Oleh : Jusman Dalle*
***
Dialektika dan dinamika sosial dan politik, bukanlah barang baru di negeri ini. Yang baru jika dialektika tersebut berlangsung secara adem, dan pesannya diterima dengan baik (baca : sampai ke masyarakat). Kita menyaksikan, masyarakat justru sering kali menjadi korban kebingungan dan eksploitasi.
Bangsa Dinamis
Bagi yang melihatnya secara pesimistik, dinamika yang terjadi disebut sebagai masalah. Tapi itulah faktanya, kita hanya bisa tumbuh menjadi negara dan bangsa yang besar setelah melalui lompatan-lompatan sejarah yang sangat dinamis. Terlalu panjang jika sejarah tersebut harus diuraikan kembali di dalam tulisan ini. Penulis ingin memframing dengan pendekatan konteks dinamika kontemporer dan kaitannya dengan sejarah dan kebutuhan mendesak kita.

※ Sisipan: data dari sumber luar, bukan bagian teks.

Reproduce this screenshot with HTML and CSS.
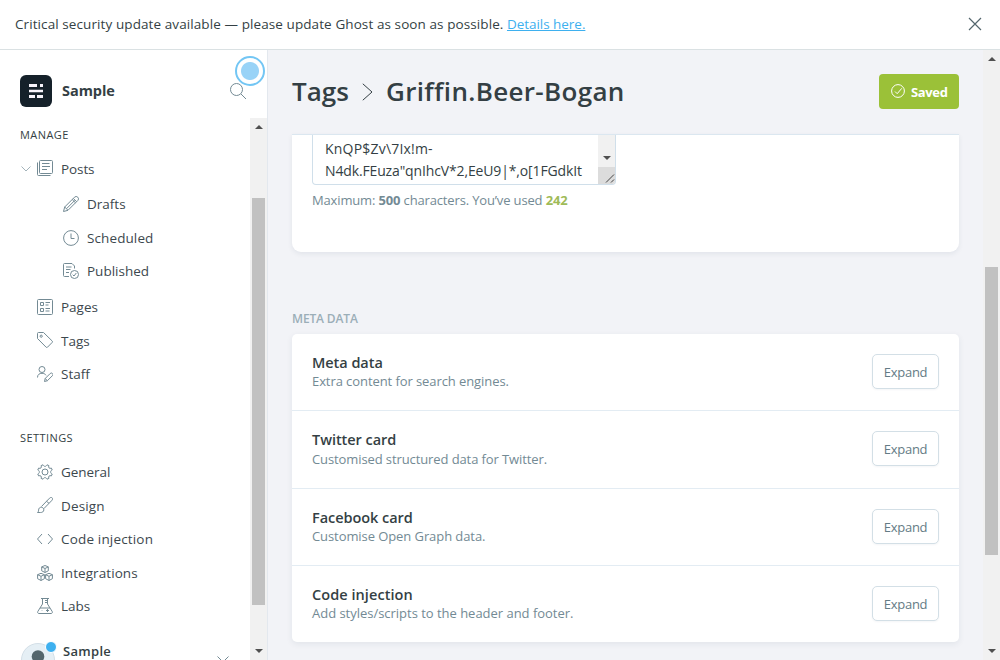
FILE: index.html
```html
<!DOCTYPE html>
<html lang="en">
<head>
<meta charset="utf-8">
<title>Tags - Griffin.Beer-Bogan</title>
<link rel="stylesheet" href="styles.css">
</head>
<body>
<div class="app">
  <aside class="alert">
    <p class="alert-text"><span class="alert-msg">Critical security update available — please update Ghost as soon as possible.</span> <a class="alert-link" href="#">Details here.</a></p>
    <svg class="alert-close" viewBox="0 0 14 14"><path d="M1 1l12 12M13 1L1 13"/></svg>
  </aside>
  <div class="body">
    <nav class="nav">
      <header class="nav-head">
        <svg class="logo" viewBox="0 0 32 32"><rect width="32" height="32" rx="6" fill="#15212a"/><path d="M9 9h8v3H9zM20 9h3v3h-3zM9 14.700h14v2.600H9zM9 20h6v3H9zM17 20h6v3h-6z" fill="#f7f4fb"/></svg>
        <span class="site-name">Sample</span>
        <svg class="search icon" viewBox="0 0 16 16"><circle cx="6.500" cy="6.500" r="6"/><path d="M11 11l5 5"/></svg>
        <span class="beacon"></span>
      </header>
      <div class="nav-body">
        <div class="nav-menu">
          <h4 class="nav-title">Manage</h4>
          <ul class="nav-list">
            <li class="nav-item"><svg class="chev icon" viewBox="0 0 10 6"><path d="M.5 .5L5 5 9.500 .5"/></svg><svg class="icon up" viewBox="0 0 16 16"><rect x="2.500" y=".5" width="13" height="13" rx="1"/><path d="M.5 2.500V14.500a1 1 0 0 0 1 1H13.500M5 3.500h7.500M5 6.500h8M5 9.500h5"/></svg><span class="t-posts">Posts</span></li>
          </ul>
          <ul class="nav-list nav-sub">
            <li class="nav-item"><svg class="icon" viewBox="0 0 16 16"><path d="M.5 15.500l1.200-4.500L11.500 1.200a2.300 2.300 0 0 1 3.300 3.300L5 14.300zM1.700 11L5 14.300M10.300 2.400l3.300 3.300M3.600 12.600l8.200-8.200M9.200 3.500l3.300 3.300"/></svg><span class="t-drafts">Drafts</span></li>
            <li class="nav-item"><svg class="icon" viewBox="0 0 16 16"><circle cx="8" cy="8" r="7.400"/><path d="M8 3.500V8.500H11.500"/></svg><span class="t-scheduled">Scheduled</span></li>
            <li class="nav-item"><svg class="icon" viewBox="0 0 16 16"><path d="M6 13.500H1.500a1 1 0 0 1-1-1V1.500a1 1 0 0 1 1-1H9l2.500 2.500V5.500M3 4h5.500M3 6.500h4.500M3 9.500h3"/><circle cx="11.500" cy="11.500" r="4"/><path d="M9.700 11.700l1.300 1.300 2.300-3"/></svg><span class="t-published">Published</span></li>
          </ul>
          <ul class="nav-list nav-rest">
            <li class="nav-item"><svg class="icon" viewBox="0 0 16 16"><rect x=".5" y=".5" width="15" height="15" rx="1"/><path d="M3.500 3.500h3v3h-3zM3.500 9.500h3v3h-3zM8.500 3.500h4.500M8.500 6h3M8.500 9.500h4.500M8.500 12h4"/></svg><span class="t-pages">Pages</span></li>
            <li class="nav-item"><svg class="icon up" viewBox="0 0 16 16"><path d="M.5 1.500a1 1 0 0 1 1-1H6.500L15.200 9a1 1 0 0 1 0 1.400L10.500 15.200a1 1 0 0 1-1.400 0L.5 6.500z"/><circle cx="4.200" cy="4.200" r="1.100"/></svg><span class="t-tags">Tags</span></li>
            <li class="nav-item"><svg class="icon" viewBox="0 0 16 16"><circle cx="5" cy="3.500" r="3"/><path d="M.5 11.500C.5 8.500 2.500 7.300 5 7.300c1.800 0 3.200.6 4 2M7.500 15.500l.7-3 5-5a1.500 1.500 0 0 1 2.200 2.200l-5 5zM8.200 12.500l2.200 2.200"/></svg><span class="t-staff">Staff</span></li>
          </ul>
          <h4 class="nav-title nav-title-settings">Settings</h4>
          <ul class="nav-list">
            <li class="nav-item"><svg class="icon" viewBox="0 0 16 16"><path d="M6 .8C6.800 2.900 9.200 2.900 10 .8L11.900 1.600C11 3.600 12.400 5 14.400 4.100L15.200 6C13.100 6.800 13.100 9.200 15.200 10L14.400 11.900C12.400 11 11 12.400 11.900 14.400L10 15.200C9.200 13.100 6.800 13.100 6 15.200L4.100 14.400C5 12.400 3.600 11 1.600 11.900L.8 10C2.900 9.200 2.900 6.800 .8 6L1.600 4.100C3.600 5 5 3.600 4.100 1.600Z"/><circle cx="8" cy="8" r="3"/></svg><span class="t-general">General</span></li>
            <li class="nav-item"><svg class="icon" viewBox="0 0 16 16"><path d="M.5 15.500c1.400-.8.8-2.300 1.300-3.600a2.600 2.600 0 1 1 4 3C4.500 15.800 2.500 15.500.5 15.500zM4.500 9.500l8-8.300C13.400.3 14.500.3 15.200.9s.5 1.700-.7 2.900L6.800 11.700M9.500 4.300l2.500 2"/></svg><span class="t-design">Design</span></li>
            <li class="nav-item"><svg class="icon" viewBox="0 0 16 16"><path d="M5 3L.5 8 5 13M11 3l4.500 5L11 13"/></svg><span class="t-code">Code injection</span></li>
            <li class="nav-item"><svg class="icon" viewBox="0 0 16 16"><path d="M8 .5l3.300 1.400v3.900L8 7.500 4.700 5.800V1.900zM4.700 1.900L8 3.500l3.300-1.600M8 3.500v4M4 8.300l3.400 1.400v4L4 15.500.6 13.700v-4zM.6 9.700L4 11.300l3.400-1.600M4 11.300v4.200M12 8.300l3.400 1.400v4L12 15.500l-3.400-1.800v-4zM8.600 9.700l3.400 1.600 3.400-1.600M12 11.300v4.200"/></svg><span class="t-integrations">Integrations</span></li>
            <li class="nav-item"><svg class="icon" viewBox="0 0 16 16"><path d="M4 .5h8M5.500 .5V6L.8 13.500a1.300 1.300 0 0 0 1 2H14.200a1.300 1.300 0 0 0 1-2L10.500 6V.5M3 10h10M8 2.500h2.500M8 4.500h2.500M10.500 11v3M9 12.500h3M5 12.500v.5"/></svg><span class="t-labs">Labs</span></li>
          </ul>
          <div class="user">
            <span class="avatar"><svg viewBox="0 0 34 34"><circle cx="17" cy="17" r="16.500" fill="#e5eff5" stroke="#d3dfe7"/><circle cx="17" cy="13.500" r="6.300" fill="#54666d"/></svg><i class="dot"></i></span>
            <span class="user-name">Sample</span>
            <svg class="user-chev icon" viewBox="0 0 12 8"><path d="M.5 .5L6 6 11.500 .5"/></svg>
          </div>
        </div>
        <div class="bar bar-nav"><i class="arrow-up"></i><i class="thumb"></i><i class="arrow-down"></i></div>
      </div>
    </nav>
    <main class="main">
      <section class="content">
        <header class="page-head">
          <h2 class="page-title"><span class="t-crumb">Tags</span><svg class="crumb-sep" viewBox="0 0 11 18"><path d="M.8 .8L10 9 .8 17.200"/></svg><span class="t-page">Griffin.Beer-Bogan</span></h2>
          <button class="saved"><svg viewBox="0 0 14 14"><circle cx="7" cy="7" r="6.400"/><path d="M4 7.500l2.200 2.200L10.800 4.300"/></svg><span>Saved</span></button>
        </header>
        <div class="panel">
          <div class="area">
            <div class="area-text"><div class="t-l1">KnQP$Zv\7Ix!m-</div><div class="t-l2">N4dk.FEuza"qnIhcV*2,EeU9|*,o[1FGdkIt</div></div>
            <div class="area-bar"><i class="arrow-down"></i><svg class="grip" viewBox="0 0 17 17"><path d="M8 15.500l8-8M13 15.500l3-3"/></svg></div>
          </div>
          <p class="hint">Maximum: <b>500</b> characters. You’ve used <b class="count">242</b></p>
        </div>
        <h4 class="section-title"><span>Meta data</span></h4>
        <div class="cards">
          <div class="card"><div><h3 class="c1">Meta data</h3><p class="p1">Extra content for search engines.</p></div><button class="expand">Expand</button></div>
          <div class="card"><div><h3 class="c2">Twitter card</h3><p class="p2">Customised structured data for Twitter.</p></div><button class="expand">Expand</button></div>
          <div class="card"><div><h3 class="c3">Facebook card</h3><p class="p3">Customise Open Graph data.</p></div><button class="expand">Expand</button></div>
          <div class="card"><div><h3 class="c4">Code injection</h3><p class="p4">Add styles/scripts to the header and footer.</p></div><button class="expand">Expand</button></div>
        </div>
      </section>
      <div class="bar bar-main"><i class="arrow-up"></i><i class="thumb"></i><i class="arrow-down"></i></div>
    </main>
  </div>
</div>
</body>
</html>
```
FILE: styles.css
```css
* { box-sizing: border-box; margin: 0; padding: 0; }
body { width: 1000px; height: 660px; overflow: hidden; background: #fff; color: #343f44; font: 14px/20px "Open Sans", "Noto Sans", sans-serif; }
ul { list-style: none; }
button { font: inherit; }
svg { display: block; flex: none; }
i { display: block; }

.app { height: 660px; display: flex; flex-direction: column; }
.alert { height: 50px; flex: none; display: flex; justify-content: space-between; align-items: center; padding: 0 18px 2px 15px; border-bottom: 1px solid #dae1e3; }
.alert-text { font-size: 13.500px; letter-spacing: -0.040px; white-space: nowrap; }
.alert-msg { letter-spacing: 0.090px; }
.alert-link { color: #3eb0ef; text-decoration: underline; }
.alert-close { width: 14px; height: 14px; stroke: #54666d; fill: none; stroke-width: 1.200; }
.body { flex: 1; min-height: 0; display: flex; }

.nav { width: 268px; flex: none; border-right: 1px solid #e3e8ee; display: flex; flex-direction: column; }
.nav-head { position: relative; height: 68px; flex: none; display: flex; align-items: center; padding: 13px 21px 0 20px; }
.logo { width: 32px; height: 32px; }
.site-name { margin-left: 10px; flex: 1; font-size: 14.500px; font-weight: 700; letter-spacing: -0.050px; }
.icon { width: 16px; height: 16px; fill: none; stroke: #738a94; stroke-width: 1; stroke-linejoin: round; }
.beacon { position: absolute; left: 235px; top: 6px; width: 30px; height: 30px; border: 2px solid #73c6f4; border-radius: 50%; background: radial-gradient(circle, #99d3f7 0 8.500px, #fff 9.500px); }
.nav-body { flex: 1; min-height: 0; display: flex; }
.nav-menu { flex: 1; overflow: hidden; }
.nav-title { padding: 7px 0 0 20px; height: 34px; font-size: 11px; font-weight: 400; text-transform: uppercase; letter-spacing: 0.420px; }
.nav-title-settings { margin-top: 30px; }
.nav-item { display: flex; align-items: center; height: 33.600px; padding-left: 37px; color: #3c484e; font-size: 13.500px; }
.nav-item .icon + span { margin-left: 8px; }
.nav-item .chev { width: 10px; height: 6px; margin: 0 6px 0 -16px; stroke: #a3b3ba; }
.nav-sub { margin-top: 1.900px; }
.nav-sub .nav-item { padding-left: 63px; }
.nav-rest { margin-top: 2px; }
.nav-item .up { margin-top: -2px; }
.t-posts { letter-spacing: -0.100px; }
.t-scheduled { letter-spacing: 0.100px; }
.t-general { letter-spacing: -0.050px; }
.t-design { padding-top: 1px; letter-spacing: 0.150px; }
.t-code { letter-spacing: 0.170px; }
.t-integrations { letter-spacing: 0.070px; }
.user { display: flex; margin-top: 18px; padding: 0 21px; }
.avatar { position: relative; width: 34px; height: 34px; margin-top: 2px; }
.dot { position: absolute; right: -2px; top: -2px; width: 12px; height: 12px; border: 1px solid #fff; border-radius: 50%; background: #3eb0ef; }
.user-name { margin-left: 8px; flex: 1; font-size: 13px; font-weight: 600; letter-spacing: 0.300px; }
.user-chev { width: 12px; height: 8px; margin-top: 15px; }

.bar { width: 17px; flex: none; background: #f1f1f1; display: flex; flex-direction: column; align-items: center; }
.arrow-up, .arrow-down { width: 0; height: 0; border: 4px solid transparent; }
.arrow-up { border-top: 0; border-bottom-color: #505050; }
.arrow-down { border-bottom: 0; border-top-color: #505050; }
.thumb { width: 13px; background: #c1c1c1; }
.bar .arrow-down { margin-top: auto; margin-bottom: 7px; }
.bar-nav { padding-top: 7px; }
.bar-nav .thumb { height: 407px; margin-top: 69px; }
.bar-main { padding-top: 7px; }
.bar-main .thumb { height: 288px; margin-top: 206px; }

.main { flex: 1; display: flex; background: #f2f3f7; min-width: 0; }
.content { flex: 1; padding: 0 24px; min-width: 0; }
.page-head { height: 84px; display: flex; align-items: center; justify-content: space-between; padding-bottom: 2px; }
.page-title { display: flex; align-items: center; font-size: 26px; line-height: 32px; font-weight: 600; white-space: nowrap; }
.t-crumb { width: 57px; }
.t-page { letter-spacing: 0.330px; }
.crumb-sep { width: 11px; height: 18px; margin: 2px 13px 0; fill: none; stroke: #343f44; }
.saved { width: 80px; height: 35px; display: flex; align-items: center; padding-left: 12px; border: 0; border-radius: 4px; background: #9bc138; color: #fff; font-size: 13px; font-weight: 700; letter-spacing: -0.350px; }
.saved span { padding-top: 2px; }
.saved svg { width: 14px; height: 14px; margin-right: 6px; fill: none; stroke: #fff; }
.panel { height: 118px; padding-left: 20px; background: #fff; border-top: 1px solid #dbe7f0; border-radius: 0 0 9px 9px; box-shadow: 0 2px 5px rgba(40,60,90,.08); }
.area { width: 304px; height: 50px; display: flex; justify-content: space-between; overflow: hidden; border: 1px solid #d0dfea; border-top: 0; border-radius: 0 0 4px 4px; }
.area-text { padding: 3px 0 0 12px; font-size: 14px; line-height: 22px; white-space: nowrap; }
.t-l1 { letter-spacing: 0.200px; }
.t-l2 { letter-spacing: -0.140px; }
.area-bar { width: 17px; background: #f1f1f1; display: flex; flex-direction: column; align-items: center; justify-content: space-between; padding-top: 21px; }
.grip { width: 17px; height: 17px; background: #dcdcdc; stroke: #444; fill: none; }
.hint { margin-top: 5px; font-size: 13px; line-height: 20px; letter-spacing: -0.150px; color: #738a94; white-space: nowrap; }
.hint .count { color: #9fbb58; }
.section-title { margin-top: 57px; height: 25px; font-size: 12px; font-weight: 600; line-height: 20px; letter-spacing: -0.150px; text-transform: uppercase; color: #9baeb8; }
.cards { background: #fff; border-radius: 5px; box-shadow: 0 2px 6px rgba(40,60,90,.08); height: 308px; display: grid; grid-template-rows: 77px 78px 77px 76px; }
.card { display: flex; justify-content: space-between; padding: 20px 20px 0; border-bottom: 1px solid #e3ecf3; white-space: nowrap; }
.card:last-child { border-bottom: 0; }
.card h3 { font-size: 14.500px; line-height: 18px; font-weight: 600; letter-spacing: -0.050px; }
.card .c4 { letter-spacing: 0.060px; }
.card p { font-size: 13px; line-height: 19px; letter-spacing: -0.080px; color: #738a94; }
.card .p2 { padding-top: 1px; letter-spacing: -0.100px; }
.card .p4 { letter-spacing: -0.020px; }
.expand { width: 67px; height: 35px; border: 1px solid #d3dfe6; border-radius: 5px; background: #fff; color: #647b85; font-size: 13px; letter-spacing: -0.250px; box-shadow: 0 1px 2px rgba(40,60,90,.05); }
```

Sayang sekali jika di tengah berbagai dinamika itu, bangsa Indonesia harus linglung. Hilang pegangan. Kita saksikan, pemimpin tidak lagi mampu mengendalikan letupan letupan keagamaan, sosial dan politik yang bertransformasi menjadi gurita problematika.
Dalam keagamaan misalnya, mulai dari terorisme, pandangan keagamaan yang diklasifikasi sebagai dogma radikal (radikalisme), hingga penentuan awal Ramadhan yang berbeda antara pemerintah dan ormas, juga tak kalah sering menggambarkan adanya simpul-simpul masalah yang tak pernah terurai. Lagi-lagi, kepemimpinan menjadi sorotan.
Dalam persoalan ekonomi, angka kemiskinan hingga 59,4 juta orang berdasarkan standar purchasing power parity World Bank, menjadi catatan merah pemerintah. Bukan hanya itu, perlindungan kepada warga negara juga sangat lamban karena elit disibukkan oleh permasalah politik yang mengguncang kekuasaan.
Cerita warga yang terpaksa mengadu nasib di luar negeri sering kali terulang. Termasuk mereka yang terpaksa menemui ajal dan hanya kembali dengan kabar nyinyir.
Bukan hanya itu, rakyat kecil juga sering menjadi korban di hadapan hukum. Tak berdaya menerima putusan pengadilan yang tidak adil karena harus berhadapan dengan orang atau kelompok yang mampu membeli palu hakim.
Tak ketinggalan, berbagai skandal hukum yang menyasar elit, makin absurd juntrungannya karena berakhir dengan suap menyuap. Kini yang berkuasa adalah mereka yang mampu memformulasi argumen artifisial, dibalut pencitraan di media massa. Atau elit politik yang mampu meredakan ancaman kekuasaan yang terguncang melalui politik transaksional.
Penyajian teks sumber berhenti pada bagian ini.